In only a generation of independence, six competitive conspiratorial political groups have evolved among the Mauritanian educated elite, a total of 15 percent of the population.
While everyone is Moslem, the Moors run the entire political gamut and look to the Arab world for political inspiration. The blacks are generally more conservative Francophiles.
Among the Moors, the groups include pro-Algerians, pro-Libyans, pro-Polisario and pro-Iraqis, the latter having created a small, growing Baathist Iraqi Moslem sect in Nouakchott. The blacks are pro-Moroccan and pro-Senegalan.
Presiding over all of this is the generally unflappable, good-humored military head of state, Lt. Col. Mohammed Khouna Haidalla, a 41-year-old desert Moor from northern Mauritania.
"It would be a mistake to underestimate Haidalla because of [his] humble demeanor," said one source who has frequent contact with him. "He has been quietly accumulating power since he was appointed" head of state by the 20-member military Committee for National Salvation.
In an interview, Haidalla said the brief participation of civilians in his government was ended because the March 16 coup attempt created too much instability.
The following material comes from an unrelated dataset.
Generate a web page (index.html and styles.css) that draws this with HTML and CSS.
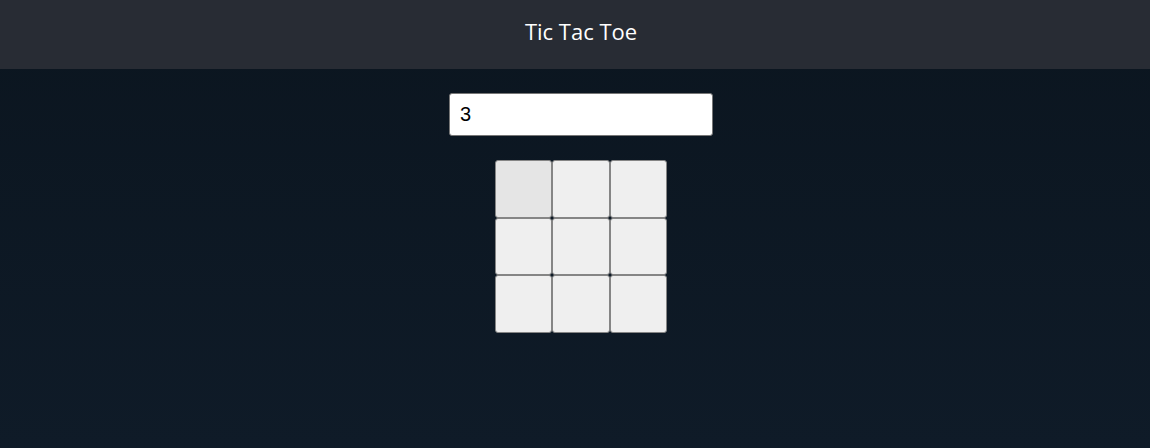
FILE: index.html
```html
<!DOCTYPE html>
<html>
<head>
<meta charset="utf-8">
<link rel="stylesheet" href="styles.css">
</head>
<body>
<header class="app-header"><h1 class="title">Tic Tac Toe</h1></header>
<main class="main">
  <input class="size-input" type="text" value="3">
  <div class="board">
    <button class="cell cell-active"></button>
    <button class="cell"></button>
    <button class="cell"></button>
    <button class="cell"></button>
    <button class="cell"></button>
    <button class="cell"></button>
    <button class="cell"></button>
    <button class="cell"></button>
    <button class="cell"></button>
  </div>
</main>
</body>
</html>
```
FILE: styles.css
```css
html, body {
  margin: 0;
  padding: 0;
  height: 100%;
}
body {
  background: linear-gradient(to bottom, #0b151f 0%, #0f1b28 100%);
  font-family: "Open Sans", "Noto Sans", sans-serif;
  overflow: hidden;
}
.app-header {
  height: 69px;
  background: #282c34;
  display: flex;
  align-items: center;
  justify-content: center;
  padding-left: 12px;
  box-sizing: border-box;
}
.title {
  margin: 0;
  color: #ffffff;
  font-size: 22px;
  font-weight: 400;
  line-height: 1;
  padding-bottom: 7px;
}
.main {
  display: flex;
  flex-direction: column;
  align-items: center;
  padding-top: 24px;
  padding-left: 12px;
  gap: 24px;
}
.size-input {
  width: 264px;
  height: 43px;
  box-sizing: border-box;
  border: 1px solid #767676;
  border-radius: 3px;
  background: #fff;
  padding: 0 10px;
  font-family: "Liberation Sans", Arial, sans-serif;
  font-size: 20px;
  color: #000;
  outline: none;
}
.board {
  width: 172px;
  height: 173px;
  display: grid;
  grid-template-columns: repeat(3, 1fr);
  grid-template-rows: repeat(3, 1fr);
}
.cell {
  box-sizing: border-box;
  border: 1px solid #858585;
  border-radius: 3px;
  background: #efefef;
  margin: 0;
  padding: 0;
}
.cell-active {
  background: #e5e5e5;
}
```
He denied that the apparent pro-Libyan leanings of the civilians had triggered their dismissal, but other Mauritanians and neutral observers argued that was the major factor.
Haidalla said the military committee "has decided to lead Mauritania into democracy itself," but no timetable has been given.
Haidalla disagreed with some observers' views that Mauritania is a society divided against itself. "To the contrary," he said, "past and recent history in Mauritania confirms that each time there is something that disturbs the independence, soverignty and integrity of Mauritania, the Mauritanians' attachment to their country has never been absent."